The New York City comptroller is urging fellow Chesapeake Energy Corp. shareholders to vote out board members Burns Hargis and Richard K. Davidson at next month's annual meeting.
Hargis, president of Oklahoma State University, and Davidson, former CEO of Union Pacific Corp., both are up for re-election at the company's June 8 annual meeting.
Comptroller John C. Liu, who manages $122 billion in assets for the city's pension funds, said Chesapeake's shareholders deserve board members who are more responsive to their needs. New York City Pension Funds owns 1.9 million shares of Chesapeake stock.
“Shareowners urgently need new directors who are willing and able to exercise strong, independent oversight of Aubrey McClendon, a willful CEO with a penchant for risk,” Liu wrote Thursday in a letter to others who own Chesapeake stock.

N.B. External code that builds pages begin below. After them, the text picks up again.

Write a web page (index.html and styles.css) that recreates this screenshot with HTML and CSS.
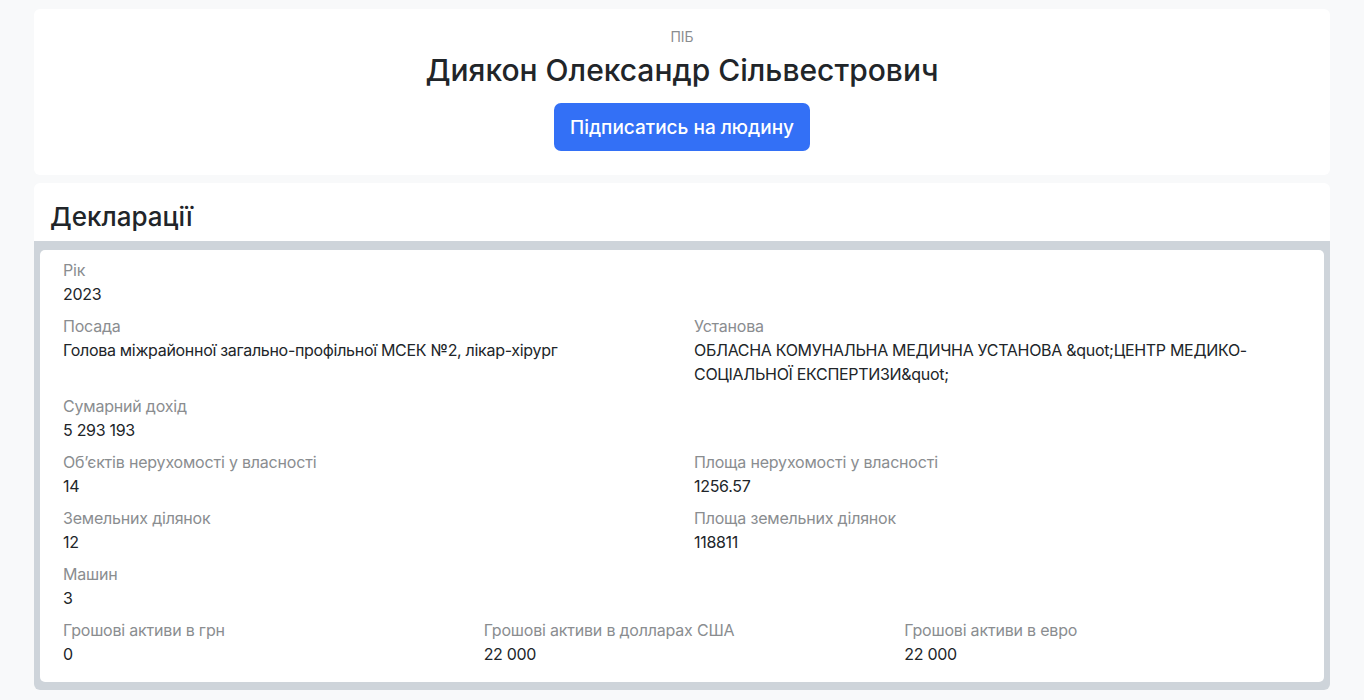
FILE: index.html
```html
<!DOCTYPE html>
<html lang="uk">
<head>
  <meta charset="UTF-8">
  <title>Диякон Олександр Сільвестрович</title>
  <link rel="stylesheet" href="styles.css">
</head>
<body>
  <div class="container">

    <!-- Person header -->
    <div class="card person">
      <div class="muted-label">ПІБ</div>
      <h1 class="person-name">Диякон Олександр Сільвестрович</h1>
      <button class="btn-primary">Підписатись на людину</button>
    </div>

    <!-- Declarations -->
    <div class="card decl">
      <h2 class="decl-title">Декларації</h2>
      <div class="decl-list">
        <div class="decl-item">
          <div class="row">
            <div class="field col-12">
              <div class="label">Рік</div>
              <div class="value">2023</div>
            </div>
          </div>
          <div class="row">
            <div class="field col-6">
              <div class="label">Посада</div>
              <div class="value">Голова міжрайонної загально-профільної МСЕК №2, лікар-хірург</div>
            </div>
            <div class="field col-6">
              <div class="label">Установа</div>
              <div class="value">ОБЛАСНА КОМУНАЛЬНА МЕДИЧНА УСТАНОВА &amp;quot;ЦЕНТР МЕДИКО-СОЦІАЛЬНОЇ ЕКСПЕРТИЗИ&amp;quot;</div>
            </div>
          </div>
          <div class="row">
            <div class="field col-12">
              <div class="label">Сумарний дохід</div>
              <div class="value">5 293 193</div>
            </div>
          </div>
          <div class="row">
            <div class="field col-6">
              <div class="label">Об’єктів нерухомості у власності</div>
              <div class="value">14</div>
            </div>
            <div class="field col-6">
              <div class="label">Площа нерухомості у власності</div>
              <div class="value">1256.57</div>
            </div>
          </div>
          <div class="row">
            <div class="field col-6">
              <div class="label">Земельних ділянок</div>
              <div class="value">12</div>
            </div>
            <div class="field col-6">
              <div class="label">Площа земельних ділянок</div>
              <div class="value">118811</div>
            </div>
          </div>
          <div class="row">
            <div class="field col-12">
              <div class="label">Машин</div>
              <div class="value">3</div>
            </div>
          </div>
          <div class="row">
            <div class="field col-4">
              <div class="label">Грошові активи в грн</div>
              <div class="value">0</div>
            </div>
            <div class="field col-4">
              <div class="label">Грошові активи в долларах США</div>
              <div class="value">22 000</div>
            </div>
            <div class="field col-4">
              <div class="label">Грошові активи в евро</div>
              <div class="value">22 000</div>
            </div>
          </div>
        </div>
      </div>
    </div>

  </div>
</body>
</html>
```

FILE: styles.css
```css
* {
  box-sizing: border-box;
}
body {
  margin: 0;
  background: #f8f9fa;
  font-family: Inter, 'Noto Sans', sans-serif;
  color: #212529;
}
.container {
  width: 1296px;
  margin: 0 auto;
  padding-top: 9px;
  display: flex;
  flex-direction: column;
  gap: 8px;
}
.card {
  background: #fff;
  border-radius: 6px;
}
.person {
  display: flex;
  flex-direction: column;
  align-items: center;
  padding: 18px 16px 24px;
}
.muted-label {
  font-size: 14px;
  line-height: 20px;
  margin-bottom: 5px;
  color: #8a8d90;
}
.person-name {
  margin: 0 0 15px;
  font-size: 30px;
  line-height: 36px;
  font-weight: 500;
}
.btn-primary {
  height: 48px;
  padding: 0 16px;
  border: none;
  border-radius: 7px;
  background: #3370f6;
  color: #fff;
  font-family: inherit;
  font-size: 19px;
  font-weight: 500;
  cursor: pointer;
}
.decl {
  overflow: hidden;
}
.decl-title {
  margin: 0;
  padding: 0 16px;
  height: 58px;
  line-height: 68px;
  font-size: 26px;
  font-weight: 500;
}
.decl-list {
  background: #ced4da;
  padding: 9px 6px 8px;
}
.decl-item {
  background: #fff;
  border-radius: 5px;
  padding: 8px 23px 8px;
}
.row {
  display: flex;
  margin: 0 -12px;
}
.field {
  padding: 0 12px;
  margin-bottom: 8px;
}
.col-12 { width: 100%; }
.col-6 { width: 50%; }
.col-4 { width: 33.3333%; }
.label {
  font-size: 16px;
  line-height: 24px;
  color: #8a8d90;
  letter-spacing: -0.2px;
}
.value {
  font-size: 16px;
  line-height: 24px;
  letter-spacing: -0.3px;
}
```
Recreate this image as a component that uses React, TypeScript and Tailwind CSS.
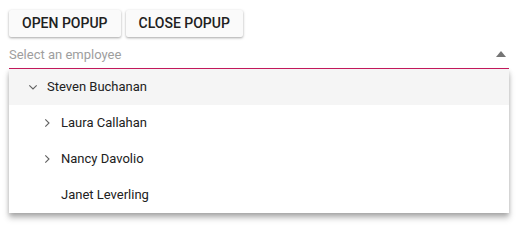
import React from "react";

const Chevron = ({ dir }: { dir: "down" | "right" }) => (
  <svg width="12" height="12" viewBox="0 0 12 12" className="shrink-0">
    {dir === "down" ? (
      <path d="M2.3 4.3 L6 8 L9.7 4.3" fill="none" stroke="#616161" strokeWidth="1.1" />
    ) : (
      <path d="M4.3 2.3 L8 6 L4.3 9.7" fill="none" stroke="#616161" strokeWidth="1.1" />
    )}
  </svg>
);

export default function App() {
  return (
    <div className="w-[523px] h-[230px] bg-white relative" style={{ fontFamily: "Roboto, 'Liberation Sans', sans-serif" }}>
      <div className="flex gap-[5px] pl-[9px] pt-[10px]">
        <button className="h-[27px] px-[13px] bg-[#fafafa] text-[14px] font-medium text-[#212121] rounded-[2px] shadow-[0_1px_3px_rgba(0,0,0,0.25),0_1px_2px_rgba(0,0,0,0.12)]">
          OPEN POPUP
        </button>
        <button className="h-[27px] px-[13px] bg-[#fafafa] text-[14px] font-medium text-[#212121] rounded-[2px] shadow-[0_1px_3px_rgba(0,0,0,0.25),0_1px_2px_rgba(0,0,0,0.12)]">
          CLOSE POPUP
        </button>
      </div>
      <div className="ml-[9px] w-[500px] mt-[5px] relative z-10">
        <div className="h-[26px] flex items-center justify-between">
          <span className="text-[13px] text-[#9e9e9e] mb-[1px]">Select an employee</span>
          <svg width="10" height="6" viewBox="0 0 10 6" className="mr-[3px] mb-[3px]">
            <path d="M0 6 L5 0 L10 6 Z" fill="#757575" />
          </svg>
        </div>
        <div className="h-[1px] bg-[#c2185b]" />
      </div>
      <div className="ml-[9px] w-[500px] bg-white shadow-[0_5px_6px_rgba(0,0,0,0.25),0_2px_4px_rgba(0,0,0,0.15)] text-[13px] text-[#212121]">
        <div className="h-[36px] flex items-center bg-[#f5f5f5] pl-[18px]">
          <Chevron dir="down" />
          <span className="ml-[8px]">Steven Buchanan</span>
        </div>
        <div className="h-[36px] flex items-center pl-[32px]">
          <Chevron dir="right" />
          <span className="ml-[8px]">Laura Callahan</span>
        </div>
        <div className="h-[36px] flex items-center pl-[32px]">
          <Chevron dir="right" />
          <span className="ml-[8px]">Nancy Davolio</span>
        </div>
        <div className="h-[36px] flex items-center pl-[52px]">
          <span>Janet Leverling</span>
        </div>
      </div>
    </div>
  );
}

Hargis and Davidson, who each earned more than $500,000 in cash, stock and other considerations last year as directors, are part of the Chesapeake board's audit committee.
“We believe recent revelations regarding previously undisclosed transactions ... demonstrate the audit committee's costly failure to act in the best interests of shareowners,” the comptroller wrote.
Liu said shareholders should vote “withhold” on Hargis and Davidson, while casting ballots in favor of a proxy access bylaw that would allow certain shareholders to nominate director candidates.
Hargis referred all Chesapeake queries to the company, whose spokesman declined to comment Thursday on Liu's letter.
Chesapeake recommends retaining Hargis and Davidson and rejecting the comptroller's bylaw, which officials maintain is not “necessary or appropriate,” according to its May 11 proxy statement.
Argus Research Analyst Phil Weiss said he doesn't know how much sway the comptroller's opinion will have on Chesapeake shareholders.
“I'm sure they are not the only organization thinking this way,” Weiss said. “Having them public
Weiss previously has called for a change in leadership at Chesapeake.
Questions about the company's financial well-being have caused additional turmoil.
Chesapeake's stock was down 49 cents Thursday, closing at $13.55 a share. The stock price has shed close to 30 percent of its value in the past month, erasing more than $10.5 million from the New York City Pension Funds' holdings.
Liu listed his concerns about several recent revelations by the media or the company of “substantial, previously undisclosed liabilities, transactions and conflicts of interest involving Chesapeake and its CEO.”
“These recent revelations are particularly troubling given that Chesapeake's directors have faced high shareowner opposition votes and litigation in recent years for approving related-party transactions with the CEO, as well as for awarding excessive CEO compensation and perquisites despite long-term underperformance and being unresponsive to shareowner concerns,” Liu wrote.
Liu said he raised similar concerns with Merrill A. “Pete” Miller Jr., Chesapeake's lead independent director, in a March 2011 meeting.
The comptroller previously had urged the board to replace McClendon as Chesapeake's chairman and discontinue the perk that allows him to buy a stake in every well the company drills, according to his letter.
Both reforms have been enacted in light of recent media reports and related Chesapeake disclosures about personal loans McClendon secured using his stake in company wells.
“While positive steps, they are inadequate and taken under duress, underscoring the need for the strong accountability mechanism that the proposed proxy access bylaw would provide,” Liu wrote.
New York City Pension Funds does not hold enough Chesapeake stock to exercise the proposed bylaw, the letter noted.
The bylaw would allow shareholders that hold at least 3 percent of the company's stock continuously for three years to include board nominees in Chesapeake's annual proxy statement.
“These are the same terms as in the proxy access rule adopted in 2010 by the SEC for all public companies,” Liu wrote.
The rule later was voided on procedural grounds by a judge.